* _The task_
Leaving out all images, write out the records that follow exactly.

(Some records)
━━━━━━━━━━━━━━━━

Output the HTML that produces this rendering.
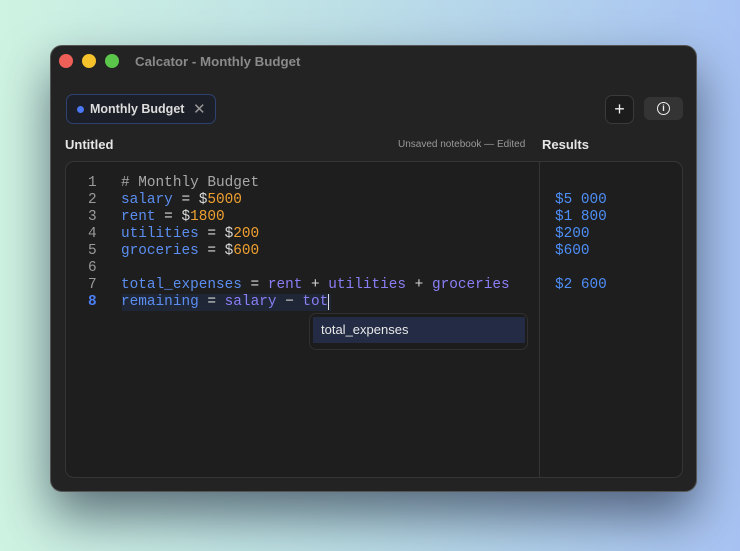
<!DOCTYPE html>
<html><head><meta charset="utf-8"><style>
*{margin:0;padding:0;box-sizing:border-box}
body{width:740px;height:551px;overflow:hidden;background:linear-gradient(90deg,#cff3e2 0%,#bde0e6 45%,#a8c3f3 100%);font-family:"Liberation Sans",sans-serif;position:relative}
.win{position:absolute;left:50px;top:45px;width:647px;height:447px;background:#232323;border-radius:12px;border:1px solid #555;box-shadow:0 24px 50px rgba(20,30,50,.6)}
.dot{position:absolute;top:8px;width:14px;height:14px;border-radius:50%}
.title{position:absolute;left:84px;top:8px;color:#8a8a8a;font-weight:bold;font-size:13.3px}
.tab{position:absolute;left:15px;top:48px;width:150px;height:30px;border:1px solid #2e4270;border-radius:7px;background:#1c1f27;color:#ddd;font-weight:bold;font-size:12.5px}
.abs{position:absolute}
.panel{position:absolute;left:14px;top:115px;width:618px;height:317px;border:1px solid #353535;border-radius:9px;background:#1e1e1e}
.code{position:absolute;font-family:"Liberation Mono",monospace;font-size:14.4px;line-height:17px;white-space:pre}
.b{color:#5b8ef0}.p{color:#8a7ef5}.o{color:#f0a030}.w{color:#d8d8d8}.g{color:#9a9a9a}.c{color:#a8a8a8}
</style></head><body>
<div class="win">
<div class="dot" style="left:8px;background:#ee5f57"></div>
<div class="dot" style="left:31px;background:#f5c22c"></div>
<div class="dot" style="left:54px;background:#5bc74a"></div>
<div class="title">Calcator - Monthly Budget</div>
<div class="tab"><span class="abs" style="left:10px;top:11px;width:7px;height:7px;border-radius:50%;background:#4a78f5"></span><span class="abs" style="left:23px;top:7px">Monthly Budget</span><span class="abs" style="left:126px;top:5px;color:#999;font-weight:normal;font-size:15px">✕</span></div>
<div class="abs" style="left:554px;top:49px;width:29px;height:29px;border:1px solid #3a3a3a;border-radius:7px;background:#1c1c1c;color:#eee;text-align:center;font-size:18px;line-height:26px">+</div>
<div class="abs" style="left:593px;top:51px;width:39px;height:23px;border-radius:6px;background:#343434"><span class="abs" style="left:13px;top:5px;width:13px;height:13px;border:1.3px solid #eee;border-radius:50%;color:#eee;font-size:9px;font-weight:bold;text-align:center;line-height:11px">i</span></div>
<div class="abs" style="left:14px;top:91px;color:#e6e6e6;font-weight:bold;font-size:13px">Untitled</div>
<div class="abs" style="left:347px;top:93px;color:#999;font-size:10px">Unsaved notebook — Edited</div>
<div class="abs" style="left:491px;top:91px;color:#e6e6e6;font-weight:bold;font-size:13px">Results</div>
<div class="panel">
<div class="abs" style="left:473px;top:0;width:1px;height:315px;background:#353535"></div>
<div class="abs" style="left:56px;top:132px;width:209px;height:17px;background:#1f2636"></div>
<div class="code g" style="left:22px;top:13px;text-align:right">1
2
3
4
5
6
7
<span style="color:#4a7ef5;font-weight:bold">8</span></div>
<div class="code" style="left:55px;top:13px"><span class="c"># Monthly Budget</span>
<span class="b">salary</span><span class="w"> = $</span><span class="o">5000</span>
<span class="b">rent</span><span class="w"> = $</span><span class="o">1800</span>
<span class="b">utilities</span><span class="w"> = $</span><span class="o">200</span>
<span class="b">groceries</span><span class="w"> = $</span><span class="o">600</span>

<span class="b">total_expenses</span><span class="w"> = </span><span class="p">rent</span><span class="w"> + </span><span class="p">utilities</span><span class="w"> + </span><span class="p">groceries</span>
<span class="b">remaining</span><span class="w"> = </span><span class="p">salary</span><span class="w"> − </span><span class="p">tot</span><span style="border-left:1.5px solid #ddd;margin-left:0"></span></div>
<div class="code" style="left:489px;top:30px;color:#4d8ef7">$5 000
$1 800
$200
$600

$2 600</div>
<div class="abs" style="left:243px;top:151px;width:219px;height:37px;border:1px solid #303030;border-radius:7px;background:#1c1c1c">
<div class="abs" style="left:3px;top:3px;width:212px;height:26px;background:#232b45;color:#e8e8e8;font-size:13px;line-height:26px;padding-left:8px">total_expenses</div>
</div>
</div>
</div>
</body></html>
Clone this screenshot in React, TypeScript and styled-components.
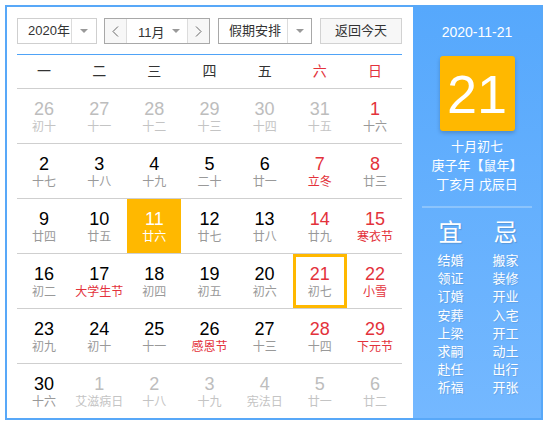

━━━━━━━━━━━━━━━━

* _Full response_
Output the HTML that produces this rendering.
<!DOCTYPE html>
<html><head><meta charset="utf-8"><style>
*{margin:0;padding:0;box-sizing:border-box}
body{width:740px;height:551px;overflow:hidden;background:linear-gradient(90deg,#cff3e2 0%,#bde0e6 45%,#a8c3f3 100%);font-family:"Liberation Sans",sans-serif;position:relative}
.win{position:absolute;left:50px;top:45px;width:647px;height:447px;background:#232323;border-radius:12px;border:1px solid #555;box-shadow:0 24px 50px rgba(20,30,50,.6)}
.dot{position:absolute;top:8px;width:14px;height:14px;border-radius:50%}
.title{position:absolute;left:84px;top:8px;color:#8a8a8a;font-weight:bold;font-size:13.3px}
.tab{position:absolute;left:15px;top:48px;width:150px;height:30px;border:1px solid #2e4270;border-radius:7px;background:#1c1f27;color:#ddd;font-weight:bold;font-size:12.5px}
.abs{position:absolute}
.panel{position:absolute;left:14px;top:115px;width:618px;height:317px;border:1px solid #353535;border-radius:9px;background:#1e1e1e}
.code{position:absolute;font-family:"Liberation Mono",monospace;font-size:14.4px;line-height:17px;white-space:pre}
.b{color:#5b8ef0}.p{color:#8a7ef5}.o{color:#f0a030}.w{color:#d8d8d8}.g{color:#9a9a9a}.c{color:#a8a8a8}
</style></head><body>
<div class="win">
<div class="dot" style="left:8px;background:#ee5f57"></div>
<div class="dot" style="left:31px;background:#f5c22c"></div>
<div class="dot" style="left:54px;background:#5bc74a"></div>
<div class="title">Calcator - Monthly Budget</div>
<div class="tab"><span class="abs" style="left:10px;top:11px;width:7px;height:7px;border-radius:50%;background:#4a78f5"></span><span class="abs" style="left:23px;top:7px">Monthly Budget</span><span class="abs" style="left:126px;top:5px;color:#999;font-weight:normal;font-size:15px">✕</span></div>
<div class="abs" style="left:554px;top:49px;width:29px;height:29px;border:1px solid #3a3a3a;border-radius:7px;background:#1c1c1c;color:#eee;text-align:center;font-size:18px;line-height:26px">+</div>
<div class="abs" style="left:593px;top:51px;width:39px;height:23px;border-radius:6px;background:#343434"><span class="abs" style="left:13px;top:5px;width:13px;height:13px;border:1.3px solid #eee;border-radius:50%;color:#eee;font-size:9px;font-weight:bold;text-align:center;line-height:11px">i</span></div>
<div class="abs" style="left:14px;top:91px;color:#e6e6e6;font-weight:bold;font-size:13px">Untitled</div>
<div class="abs" style="left:347px;top:93px;color:#999;font-size:10px">Unsaved notebook — Edited</div>
<div class="abs" style="left:491px;top:91px;color:#e6e6e6;font-weight:bold;font-size:13px">Results</div>
<div class="panel">
<div class="abs" style="left:473px;top:0;width:1px;height:315px;background:#353535"></div>
<div class="abs" style="left:56px;top:132px;width:209px;height:17px;background:#1f2636"></div>
<div class="code g" style="left:22px;top:13px;text-align:right">1
2
3
4
5
6
7
<span style="color:#4a7ef5;font-weight:bold">8</span></div>
<div class="code" style="left:55px;top:13px"><span class="c"># Monthly Budget</span>
<span class="b">salary</span><span class="w"> = $</span><span class="o">5000</span>
<span class="b">rent</span><span class="w"> = $</span><span class="o">1800</span>
<span class="b">utilities</span><span class="w"> = $</span><span class="o">200</span>
<span class="b">groceries</span><span class="w"> = $</span><span class="o">600</span>

<span class="b">total_expenses</span><span class="w"> = </span><span class="p">rent</span><span class="w"> + </span><span class="p">utilities</span><span class="w"> + </span><span class="p">groceries</span>
<span class="b">remaining</span><span class="w"> = </span><span class="p">salary</span><span class="w"> − </span><span class="p">tot</span><span style="border-left:1.5px solid #ddd;margin-left:0"></span></div>
<div class="code" style="left:489px;top:30px;color:#4d8ef7">$5 000
$1 800
$200
$600

$2 600</div>
<div class="abs" style="left:243px;top:151px;width:219px;height:37px;border:1px solid #303030;border-radius:7px;background:#1c1c1c">
<div class="abs" style="left:3px;top:3px;width:212px;height:26px;background:#232b45;color:#e8e8e8;font-size:13px;line-height:26px;padding-left:8px">total_expenses</div>
</div>
</div>
</div>
</body></html>
Clone this screenshot in React, TypeScript and styled-components.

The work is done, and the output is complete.